Let α and β be actions of a countable discrete group Γ on C$^*$-algebras A and B, respectively. We say that α is conjugate to β if there exists a isomorphism φ from A onto B such that $\varphi\circ \alpha_g=\beta_g\circ \varphi$ for any $g\in \Gamma$. Note that α induces an action on the multiplier algebra M(A) of A. We denote it by the same symbol α. An α-cocycle on A is a map from Γ to the unitary group of M(A) such that $u_{gh}=u_{g}\alpha_g(u_h)$ for any $g,h\in \Gamma$. We say that α is cocycle conjugate to β if there exist an isomorphism φ from A onto B and a β-cocycle u such that $\varphi\circ \alpha_g=\mathrm{Ad}(u_g)\circ \beta_g \circ \varphi$ for any $g\in\Gamma$. An action α of Γ on A is said to be outer if αg is not an inner automorphism of A for any $g\in \Gamma\setminus \{\iota\}$ where ι is the identity of Γ. We denote by A α and $A\rtimes_{\alpha}\Gamma$ the fixed point algebra and the reduced crossed product C$^*$-algebra, respectively.

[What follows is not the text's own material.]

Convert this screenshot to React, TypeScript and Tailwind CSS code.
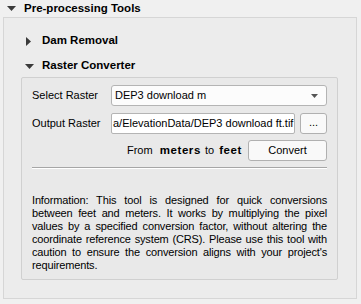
import React from 'react';

const font = { fontFamily: '"Liberation Sans", Arial, sans-serif' };

function TriDown({ className = '' }: { className?: string }) {
  return (
    <svg width="9" height="5" viewBox="0 0 9 5" className={className}>
      <polygon points="0,0 9,0 4.5,5" fill="#3a3a3a" />
    </svg>
  );
}

function TriRight({ className = '' }: { className?: string }) {
  return (
    <svg width="5" height="9" viewBox="0 0 5 9" className={className}>
      <polygon points="0,0 5,4.5 0,9" fill="#3a3a3a" />
    </svg>
  );
}

const infoLines = [
  'Information: This tool is designed for quick conversions',
  'between feet and meters. It works by multiplying the pixel',
  'values by a specified conversion factor, without altering the',
  'coordinate reference system (CRS). Please use this tool with',
  "caution to ensure the conversion aligns with your project's",
];

export default function App() {
  return (
    <div
      className="w-[361px] h-[304px] overflow-hidden bg-[#f0f0f0] text-[11px] text-black"
      style={font}
    >
      {/* Section header */}
      <div className="h-[17px] flex items-center pl-[7px]">
        <TriDown />
        <span className="ml-[8px] font-bold text-[11.5px]">Pre-processing Tools</span>
      </div>

      {/* Collapsible body */}
      <div className="ml-[3px] w-[354px] h-[282px] border border-[#d6d6d6] bg-[#ececec] flex flex-col">
        <div className="h-[20px] mt-[13px] flex items-center pl-[22px]">
          <TriRight />
          <span className="ml-[11px] font-bold text-[11.5px]">Dam Removal</span>
        </div>
        <div className="h-[20px] mt-[5px] flex items-center pl-[21px]">
          <TriDown />
          <span className="ml-[8px] font-bold text-[11.5px]">Raster Converter</span>
        </div>

        {/* Raster converter group */}
        <div className="ml-[17px] mt-[1px] w-[317px] h-[203px] border border-[#d0d0d0] rounded-[2px] bg-[#e9e9e9] flex flex-col pl-[10px] pr-[10px]">
          <div className="mt-[7px] h-[21px] flex items-center">
            <span className="w-[79px]">Select Raster</span>
            <div className="flex-1 h-[21px] border border-[#b4b4b4] rounded-[3px] bg-[#fcfcfc] flex items-center pl-[3px] pr-[8px]">
              <span className="flex-1">DEP3 download m</span>
              <svg width="7" height="4" viewBox="0 0 7 4">
                <polygon points="0,0 7,0 3.5,4" fill="#555" />
              </svg>
            </div>
          </div>

          <div className="mt-[7px] h-[21px] flex items-center">
            <span className="w-[79px]">Output Raster</span>
            <div className="w-[184px] h-[21px] border border-[#b4b4b4] rounded-[2px] bg-white flex items-center overflow-hidden whitespace-nowrap">
              <span className="pl-[1px]">a/ElevationData/DEP3 download ft.tif</span>
            </div>
            <div className="ml-[5px] flex-1 h-[21px] border border-[#b0b0b0] rounded-[3px] bg-[#f9f9f9] flex items-center justify-center pb-[2px]">
              ...
            </div>
          </div>

          <div className="mt-[6px] h-[21px] flex items-center justify-end">
            <span>From</span>
            <span className="ml-[7px] font-bold text-[11.5px] tracking-[0.6px]">meters</span>
            <span className="ml-[4px]">to</span>
            <span className="ml-[5px] font-bold text-[11.5px] tracking-[0.6px]">feet</span>
            <div className="ml-[6px] w-[79px] h-[21px] border border-[#b0b0b0] rounded-[3px] bg-[#f9f9f9] flex items-center justify-center">
              Convert
            </div>
          </div>

          <div className="mt-[6px] h-[1px] bg-[#a6a6a6]" />
          <div className="h-[1px] bg-white" />

          <div className="mt-[25px] flex flex-col leading-[13px] tracking-[-0.15px]">
            {infoLines.map((line) => (
              <div key={line} className="whitespace-nowrap text-justify [text-align-last:justify]">
                {line}
              </div>
            ))}
            <div>requirements.</div>
          </div>
        </div>
      </div>
    </div>
  );
}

Assume that A has a unique tracial state τA. Let $(\pi_{\tau_{A}}, H_{\tau_{A}})$ be the Gelfand–Naimark–Segal representation of τA. Then $\pi_{\tau_{A}}(A)^{\prime\prime}$ is a finite factor and α induces an action $\tilde{\alpha}$ on $\pi_{\tau_{A}}(A)^{\prime\prime}$. We say that α is strongly outer if $\tilde{\alpha}$ is an outer action on $\pi_{\tau_{A}}(A)^{\prime\prime}$. (We refer the reader to [Reference Gardella, Hirshberg and Vaccaro8] and [Reference Matui and Sato26] for the definition of strongly outerness for more general settings.)

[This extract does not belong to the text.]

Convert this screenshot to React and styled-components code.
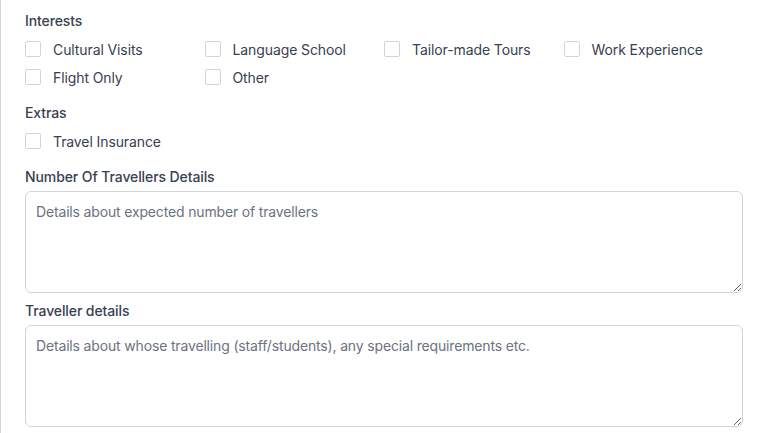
import React from "react";
import styled, { createGlobalStyle } from "styled-components";

const GlobalStyle = createGlobalStyle`
  html, body {
    margin: 0;
    padding: 0;
    background: #ffffff;
  }
  body {
    font-family: Inter, "Noto Sans", sans-serif;
    -webkit-font-smoothing: antialiased;
  }
`;

const interests = [
  "Cultural Visits",
  "Language School",
  "Tailor-made Tours",
  "Work Experience",
  "Flight Only",
  "Other",
];

export default function App() {
  return (
    <>
      <GlobalStyle />
      <Page>
        <Form onSubmit={(e) => e.preventDefault()}>
          <Section>
            <Label>Interests</Label>
            <CheckGrid>
              {interests.map((item) => (
                <CheckRow key={item}>
                  <Checkbox type="checkbox" />
                  <span>{item}</span>
                </CheckRow>
              ))}
            </CheckGrid>
          </Section>

          <Section>
            <Label>Extras</Label>
            <CheckGrid>
              <CheckRow>
                <Checkbox type="checkbox" />
                <span>Travel Insurance</span>
              </CheckRow>
            </CheckGrid>
          </Section>

          <Section $gap={8}>
            <Label>Number Of Travellers Details</Label>
            <TextArea placeholder="Details about expected number of travellers" />
          </Section>

          <Section $gap={8}>
            <Label>Traveller details</Label>
            <TextArea placeholder="Details about whose travelling (staff/students), any special requirements etc." />
          </Section>
        </Form>
      </Page>
    </>
  );
}

const Page = styled.div`
  min-height: 433px;
  border-left: 1px solid #d1d5db;
  box-sizing: border-box;
  padding: 11px 23px 0 24px;
`;

const Form = styled.form`
  display: flex;
  flex-direction: column;
`;

const Section = styled.div`
  display: flex;
  flex-direction: column;
  gap: 4px;
  margin-bottom: ${(p) => p.$gap ?? 12}px;
`;

const Label = styled.div`
  font-size: 14px;
  line-height: 20px;
  font-weight: 500;
  color: #374151;
  letter-spacing: -0.1px;
`;

const CheckGrid = styled.div`
  display: grid;
  grid-template-columns: repeat(4, 1fr);
`;

const CheckRow = styled.label`
  display: flex;
  align-items: center;
  gap: 12px;
  height: 28px;
  font-size: 14px;
  color: #374151;
  letter-spacing: -0.1px;
  cursor: pointer;
`;

const Checkbox = styled.input`
  appearance: none;
  -webkit-appearance: none;
  margin: 0;
  width: 16px;
  height: 16px;
  flex-shrink: 0;
  border: 1px solid #d1d5db;
  border-radius: 2px;
  background: #ffffff;
  box-sizing: border-box;
  cursor: pointer;

  &:checked {
    background: #2563eb;
    border-color: #2563eb;
  }
`;

const TextArea = styled.textarea`
  display: block;
  width: 100%;
  height: 102px;
  box-sizing: border-box;
  padding: 10px 10px;
  border: 1px solid #d1d5db;
  border-radius: 6px;
  font-family: Inter, "Noto Sans", sans-serif;
  font-size: 14px;
  line-height: 20px;
  letter-spacing: -0.16px;
  color: #111827;
  resize: vertical;

  &::placeholder {
    color: #6b7280;
  }

  &:focus {
    outline: none;
    border-color: #93c5fd;
  }
`;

We denote by $\mathcal{R}_0$ and $M_{2^{\infty}}$ the injective II1 factor and the canonical anticommutation relations (CAR) algebra, respectively.

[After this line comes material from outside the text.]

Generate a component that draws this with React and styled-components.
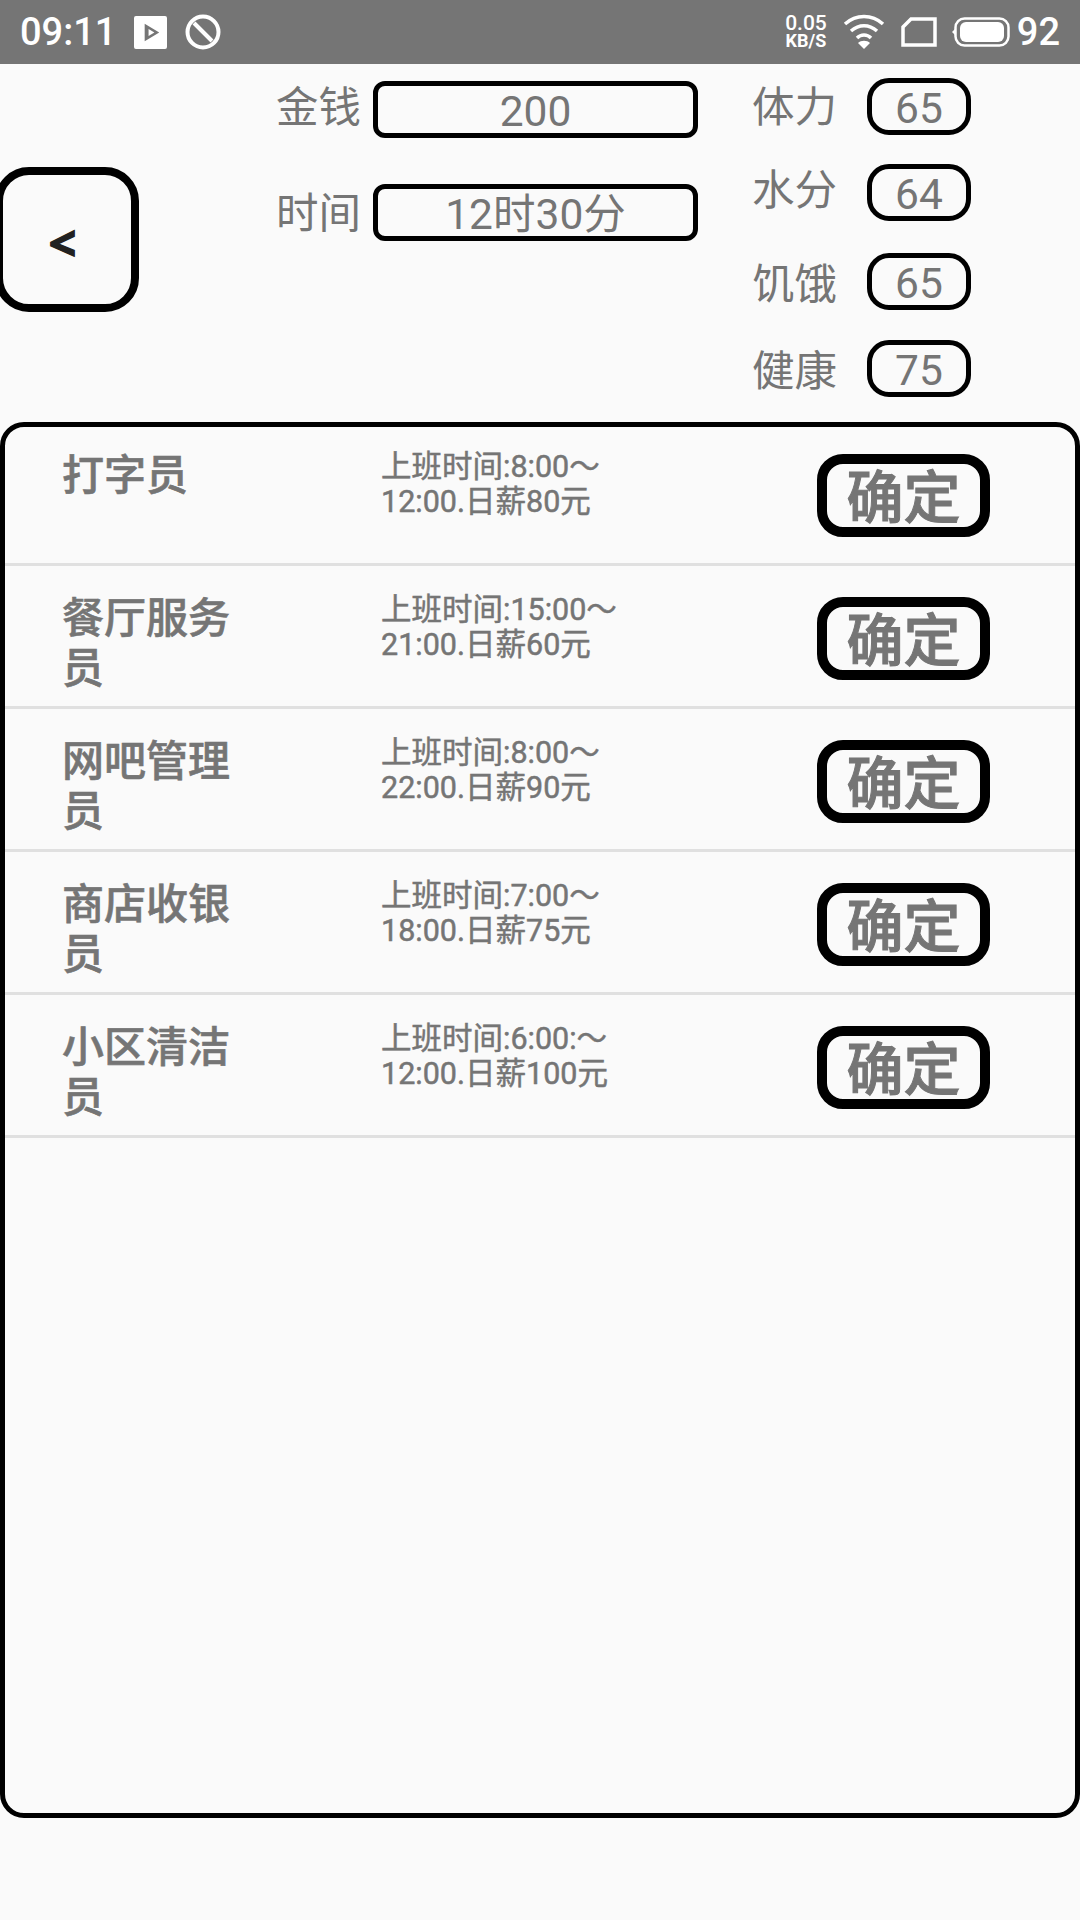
import React from 'react';
import styled, { createGlobalStyle } from 'styled-components';

const jobs = [
  { name: '打字员', info: '上班时间:8:00～12:00.日薪80元' },
  { name: '餐厅服务员', info: '上班时间:15:00～21:00.日薪60元' },
  { name: '网吧管理员', info: '上班时间:8:00～22:00.日薪90元' },
  { name: '商店收银员', info: '上班时间:7:00～18:00.日薪75元' },
  { name: '小区清洁员', info: '上班时间:6:00:～12:00.日薪100元' },
];

const stats = [
  { label: '体力', value: 65, top: 14, shift: 3 },
  { label: '水分', value: 64, top: 29, shift: 0 },
  { label: '饥饿', value: 65, top: 32, shift: 5 },
  { label: '健康', value: 75, top: 30, shift: 5 },
];

export default function App() {
  return (
    <Page>
      <GlobalStyle />
      <StatusBar>
        <StatusGroup>
          <Clock>09:11</Clock>
          <svg width="33" height="33" viewBox="0 0 34 34">
            <path fillRule="evenodd" fill="#fff" d="M2 0h30a2 2 0 0 1 2 2v30a2 2 0 0 1-2 2H2a2 2 0 0 1-2-2V2a2 2 0 0 1 2-2zM11 8v18l15-9z" />
            <path fill="#fff" d="M15 13.5v7l6-3.5z" />
          </svg>
          <NoDisturb viewBox="0 0 36 36" width="36" height="36">
            <circle cx="18" cy="18" r="15.5" fill="none" stroke="#fff" strokeWidth="4" />
            <path d="M9 9l18 18" stroke="#fff" strokeWidth="4" />
          </NoDisturb>
        </StatusGroup>
        <StatusGroup>
          <Speed>
            <span>0.05</span>
            <small>KB/S</small>
          </Speed>
          <WifiIcon viewBox="0 0 42 36" width="42" height="36">
            <path d="M2 10C13 0 29 0 40 10" fill="none" stroke="#fff" strokeWidth="3.5" />
            <path d="M8 17C16 10 26 10 34 17" fill="none" stroke="#fff" strokeWidth="3.5" />
            <path d="M14 24C18 20 24 20 28 24" fill="none" stroke="#fff" strokeWidth="3.5" />
            <path d="M21 35l-6-6c3-3 9-3 12 0z" fill="#fff" />
          </WifiIcon>
          <SimIcon viewBox="0 0 36 30" width="36" height="30">
            <path d="M10 2h24v26H2V10z" fill="none" stroke="#fff" strokeWidth="3.5" />
          </SimIcon>
          <BatteryIcon viewBox="0 0 58 30" width="58" height="30">
            <path d="M0 15l3-3v6z" fill="#fff" />
            <rect x="3.5" y="1.5" width="53" height="27" rx="9" fill="none" stroke="#fff" strokeWidth="2.5" />
            <rect x="8" y="5" width="44" height="20" rx="6" fill="#fff" />
          </BatteryIcon>
          <Level>92</Level>
        </StatusGroup>
      </StatusBar>

      <Header>
        <BackButton>&lt;</BackButton>
        <Resources>
          <ResourceRow>
            <FieldLabel $shift={0}>金钱</FieldLabel>
            <ResourceBox>200</ResourceBox>
          </ResourceRow>
          <ResourceRow>
            <FieldLabel $shift={3}>时间</FieldLabel>
            <ResourceBox>12时30分</ResourceBox>
          </ResourceRow>
        </Resources>
        <Stats>
          {stats.map((s) => (
            <StatRow key={s.label} $top={s.top}>
              <FieldLabel $shift={s.shift}>{s.label}</FieldLabel>
              <StatBox>{s.value}</StatBox>
            </StatRow>
          ))}
        </Stats>
      </Header>

      <Panel>
        {jobs.map((job) => (
          <JobRow key={job.name}>
            <JobName>{job.name}</JobName>
            <JobInfo>{job.info}</JobInfo>
            <ConfirmButton>确定</ConfirmButton>
          </JobRow>
        ))}
      </Panel>
    </Page>
  );
}

const GlobalStyle = createGlobalStyle`
  html, body {
    margin: 0;
    padding: 0;
    background: #fafafa;
  }
  * {
    box-sizing: border-box;
  }
`;

const Page = styled.div`
  width: 1080px;
  height: 1920px;
  overflow: hidden;
  background: #fafafa;
  color: #757575;
  font-family: Roboto, "Noto Sans CJK SC", sans-serif;
`;

const StatusBar = styled.div`
  height: 64px;
  padding: 0 20px;
  background: #757575;
  color: #fff;
  display: flex;
  align-items: center;
  justify-content: space-between;
`;

const StatusGroup = styled.div`
  display: flex;
  align-items: center;
`;

const Clock = styled.div`
  font-size: 38px;
  font-weight: 500;
  margin-right: 18px;
`;

const NoDisturb = styled.svg`
  margin-left: 18px;
`;

const Speed = styled.div`
  display: flex;
  flex-direction: column;
  align-items: center;
  font-size: 21px;
  font-weight: 500;
  line-height: 17px;
  margin-right: 16px;
  small {
    font-size: 18px;
    font-weight: 700;
  }
`;

const WifiIcon = styled.svg`
  margin-right: 16px;
`;

const SimIcon = styled.svg`
  margin-right: 15px;
`;

const BatteryIcon = styled.svg`
  margin-right: 7px;
`;

const Level = styled.div`
  font-size: 38px;
  font-weight: 500;
`;

const Header = styled.div`
  height: 358px;
  display: flex;
  align-items: flex-start;
`;

const BackButton = styled.div`
  flex: none;
  width: 144px;
  height: 145px;
  margin: 103px 0 0 -5px;
  border: 8px solid #000;
  border-radius: 34px;
  display: flex;
  align-items: center;
  justify-content: center;
  padding: 6px 9px 0 0;
  color: #212121;
  font-family: "Noto Sans", sans-serif;
  font-size: 48px;
  font-weight: 700;
  -webkit-text-stroke: 1.5px #212121;
`;

const Resources = styled.div`
  width: 422px;
  margin: 17px 0 0 137px;
  display: flex;
  flex-direction: column;
  gap: 46px;
`;

const ResourceRow = styled.div`
  display: flex;
  align-items: center;
  gap: 11px;
`;

const FieldLabel = styled.div`
  flex: none;
  width: 86px;
  white-space: nowrap;
  font-size: 42.5px;
  line-height: 50px;
  position: relative;
  top: ${(p) => p.$shift - 2}px;
`;

const ResourceBox = styled.div`
  width: 325px;
  height: 57px;
  border: 5px solid #000;
  border-radius: 12px;
  font-size: 42.5px;
  line-height: 52px;
  text-align: center;
`;

const Stats = styled.div`
  margin-left: 54px;
  display: flex;
  flex-direction: column;
`;

const StatRow = styled.div`
  display: flex;
  align-items: center;
  gap: 29px;
  margin-top: ${(p) => p.$top}px;
`;

const StatBox = styled.div`
  width: 104px;
  height: 57px;
  border: 5px solid #000;
  border-radius: 22px;
  font-size: 42.5px;
  line-height: 51px;
  text-align: center;
`;

const Panel = styled.div`
  height: 1396px;
  border: 5px solid #000;
  border-radius: 24px;
  display: flex;
  flex-direction: column;
`;

const JobRow = styled.div`
  height: 143px;
  flex: none;
  display: flex;
  align-items: flex-start;
  border-bottom: 3px solid #e0e0e0;
  &:first-child {
    margin-top: -4px;
  }
`;

const JobName = styled.div`
  width: 171px;
  margin: 28px 0 0 57px;
  font-size: 42px;
  font-weight: 500;
  line-height: 50px;
  -webkit-text-stroke: 0.6px #757575;
`;

const JobInfo = styled.div`
  width: 245px;
  margin: 26px 0 0 148px;
  font-size: 30.5px;
  font-weight: 400;
  line-height: 35px;
  -webkit-text-stroke: 0.5px #757575;
`;

const ConfirmButton = styled.div`
  width: 173px;
  height: 83px;
  margin: 31px 0 0 191px;
  flex: none;
  border: 10px solid #000;
  border-radius: 26px;
  display: flex;
  align-items: center;
  justify-content: center;
  padding-bottom: 6px;
  font-size: 57px;
  font-weight: 500;
  -webkit-text-stroke: 1px #757575;
`;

2.2. Fixed point algebras of Kirchberg’s central sequence C$^*$-algebras

Let ω be a free ultrafilter on $\mathbb{N}$, and put

\begin{equation*} A^{\omega}:= \ell^{\infty}(\mathbb{N}, A)/\{\{x_n\}_{n\in\mathbb{N}}\in \ell^{\infty}(\mathbb{N}, A)\; | \; \lim_{n\to\omega} \|x_n \|=0 \}. \end{equation*}

We denote by $(x_n)_n$ a representative of an element in A ω. We identify A with the C$^*$-subalgebra of A ω consisting of equivalence classes of constant sequences. Set

\begin{equation*}\mathrm{Ann}(A,A^\omega):=\{(x_n)_n\in A^\omega\cap A^{\prime}\;\vert\;\lim_{n\rightarrow\omega}\Arrowvert x_na\Arrowvert=0\,\text{for any }a\in A\}.\end{equation*}

Then $\mathrm{Ann}(A, A^{\omega})$ is an closed ideal of $A^{\omega}\cap A^{\prime}$, and define

\begin{equation*} F(A):= A^{\omega}\cap A^{\prime}/\mathrm{Ann}(A, A^{\omega}). \end{equation*}

See [Reference Kirchberg17] for basic properties of F(A). For a finite von Neumann algebra M, put

\begin{equation*} M^{\omega}:=\ell^{\infty}(\mathbb{N}, M)/\{\{x_n\}_{n\in\mathbb{N}}\in \ell^{\infty}(\mathbb{N}, M) \; |\; \lim_{n\to\omega}\| x_n\|_2=0\} \end{equation*}

and

\begin{equation*} M_{\omega}:=M^{\omega}\cap M^{\prime}. \end{equation*}

Note that we identify M with the subalgebra of M ω consisting of equivalence classes of constant sequences and Mω is the von Neumann algebraic central sequence algebra (or the asymptotic centralizer) of M.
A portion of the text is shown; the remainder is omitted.